Question

In the \( xy \)-plane, if line \( k \) has negative slope and passes through the point \((-5, r)\), is the \( x \)-intercept of line \( k \) positive?
(1) The slope of line \( k \) is \( -5 \).
(2) \( r>0 \)

• A. Statement (1) ALONE is sufficient, but statement (2) alone is not sufficient.
• B. Statement (2) ALONE is sufficient, but statement (1) alone is not sufficient.
• C. BOTH statements TOGETHER are sufficient, but NEITHER statement ALONE is sufficient.
• D. EACH statement ALONE is sufficient.
• E. Statements (1) and (2) TOGETHER are not sufficient

Hint:

For linear equations, use the point-slope form to derive the equation and solve for the \( x \)-intercept.

Answer 1

The Correct Option is A

Step 1: Analyze statement (1).
Statement (1) tells us that the slope of the line is \( -5 \), and the line passes through the point \((-5, r)\).

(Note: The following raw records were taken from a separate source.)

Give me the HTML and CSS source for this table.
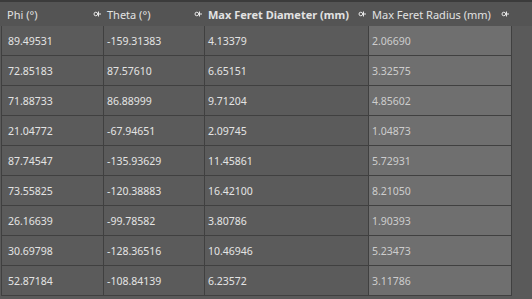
FILE: index.html
```html
<!DOCTYPE html>
<html>
<head>
<meta charset="utf-8">
<link rel="stylesheet" href="styles.css">
</head>
<body>
<div class="grid">
  <div class="topstrip"></div>
  <div class="hcell c1"><span>Phi (°)</span><svg class="pin" viewBox="0 0 8 8" width="8" height="8"><circle cx="2.8" cy="4" r="1.8"/><path d="M4.5 4H5.5M5.5 1.5V6.5M6 4H8"/></svg></div>
  <div class="hcell c2"><span>Theta (°)</span><svg class="pin" viewBox="0 0 8 8" width="8" height="8"><circle cx="2.8" cy="4" r="1.8"/><path d="M4.5 4H5.5M5.5 1.5V6.5M6 4H8"/></svg></div>
  <div class="hcell c3 bold"><span>Max Feret Diameter (mm)</span><svg class="pin" viewBox="0 0 8 8" width="8" height="8"><circle cx="2.8" cy="4" r="1.8"/><path d="M4.5 4H5.5M5.5 1.5V6.5M6 4H8"/></svg></div>
  <div class="hcell c4"><span>Max Feret Radius (mm)</span><svg class="pin" viewBox="0 0 8 8" width="8" height="8"><circle cx="2.8" cy="4" r="1.8"/><path d="M4.5 4H5.5M5.5 1.5V6.5M6 4H8"/></svg></div>
  <div class="hcell c5"></div>

  <div class="cell c1">89.49531</div><div class="cell c2">-159.31383</div><div class="cell c3">4.13379</div><div class="cell c4">2.06690</div><div class="cell c5"></div>
  <div class="cell c1">72.85183</div><div class="cell c2">87.57610</div><div class="cell c3">6.65151</div><div class="cell c4">3.32575</div><div class="cell c5"></div>
  <div class="cell c1">71.88733</div><div class="cell c2">86.88999</div><div class="cell c3">9.71204</div><div class="cell c4">4.85602</div><div class="cell c5"></div>
  <div class="cell c1">21.04772</div><div class="cell c2">-67.94651</div><div class="cell c3">2.09745</div><div class="cell c4">1.04873</div><div class="cell c5"></div>
  <div class="cell c1">87.74547</div><div class="cell c2">-135.93629</div><div class="cell c3">11.45861</div><div class="cell c4">5.72931</div><div class="cell c5"></div>
  <div class="cell c1">73.55825</div><div class="cell c2">-120.38883</div><div class="cell c3">16.42100</div><div class="cell c4">8.21050</div><div class="cell c5"></div>
  <div class="cell c1">26.16639</div><div class="cell c2">-99.78582</div><div class="cell c3">3.80786</div><div class="cell c4">1.90393</div><div class="cell c5"></div>
  <div class="cell c1">30.69798</div><div class="cell c2">-128.36516</div><div class="cell c3">10.46946</div><div class="cell c4">5.23473</div><div class="cell c5"></div>
  <div class="cell c1">52.87184</div><div class="cell c2">-108.84139</div><div class="cell c3">6.23572</div><div class="cell c4">3.11786</div><div class="cell c5"></div>
</div>
</body>
</html>
```
FILE: styles.css
```css
html, body {
  margin: 0;
  padding: 0;
  background: #5a5a5a;
  width: 532px;
  height: 299px;
  overflow: hidden;
}
.grid {
  display: grid;
  grid-template-columns: 104px 101px 164px 143px 20px;
  grid-auto-rows: 30px;
  grid-template-rows: 2px 24px;
  font-family: "Segoe UI", "Noto Sans", sans-serif;
  font-size: 10.5px;
  color: #e4e4e4;
}
.topstrip {
  grid-column: 1 / -1;
  background: #3b3b3b;
}
.hcell {
  background: #545454;
  display: flex;
  align-items: center;
  justify-content: space-between;
  padding: 0 3px 0 3px;
  color: #e2e2e2;
  font-size: 11px;
}
.hcell.c1 { padding-left: 7px; }
.hcell.c5 { padding: 0; }
.bold { font-weight: bold; }
.pin {
  fill: none;
  stroke: #e8e8e8;
  stroke-width: 1;
  flex: none;
}
.cell {
  display: flex;
  align-items: center;
  padding-left: 3px;
  background: #5b5b5b;
  border-bottom: 1px solid #404040;
  border-right: 1px solid #404040;
  box-sizing: border-box;
}
.cell.c1 {
  padding-left: 6px;
  border-left: 1px solid #404040;
  margin-left: 1px;
}
.cell.c4 {
  background: #6f6f6f;
  color: #cdcdcd;
}
.cell.c5 {
  border: none;
  background: #5a5a5a;
}
```
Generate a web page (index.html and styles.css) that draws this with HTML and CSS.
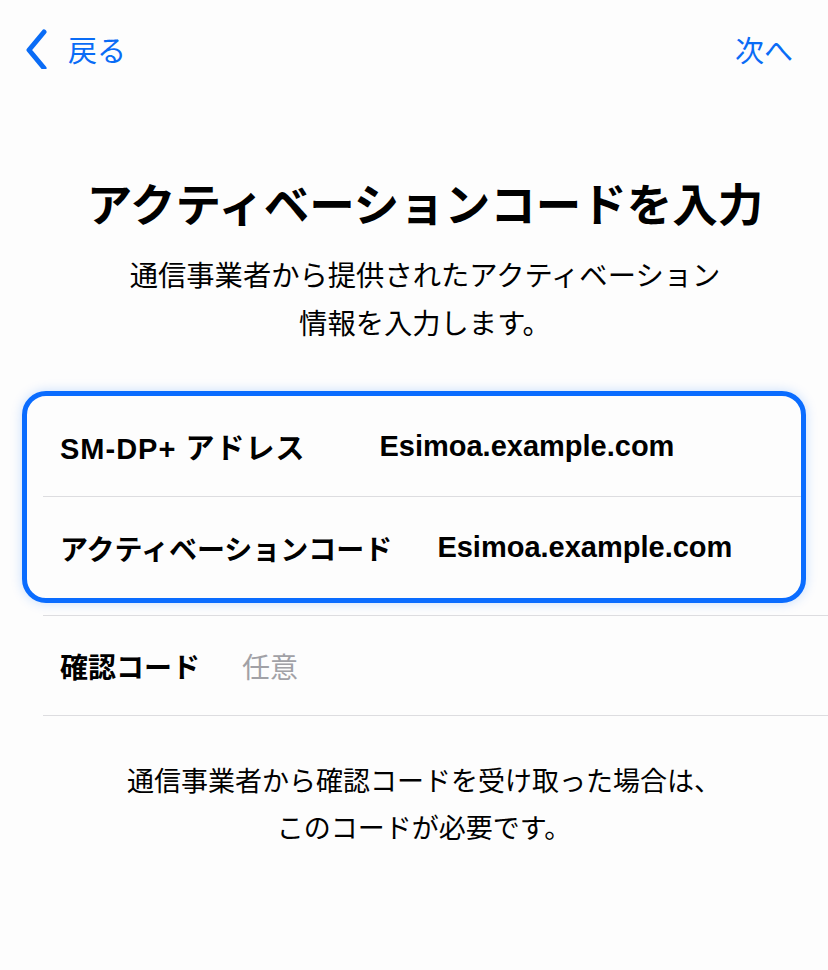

We can write the equation of the line in point-slope form: \[ y - r = -5(x + 5) \] Simplifying: \[ y = -5x - 25 + r \] The \( x \)-intercept occurs when \( y = 0 \): \[ 0 = -5x - 25 + r \quad \implies \quad 5x = -25 + r \quad \implies \quad x = \frac{-25 + r}{5} \] For the \( x \)-intercept to be positive, \( -25 + r \) must be positive, meaning \( r>25 \). Thus, statement (1) alone is sufficient.
Step 2: Analyze statement (2).
Statement (2) tells us that \( r>0 \), but this does not provide any information about the \( x \)-intercept or the slope, so statement (2) alone is not sufficient.
\[ \boxed{A} \]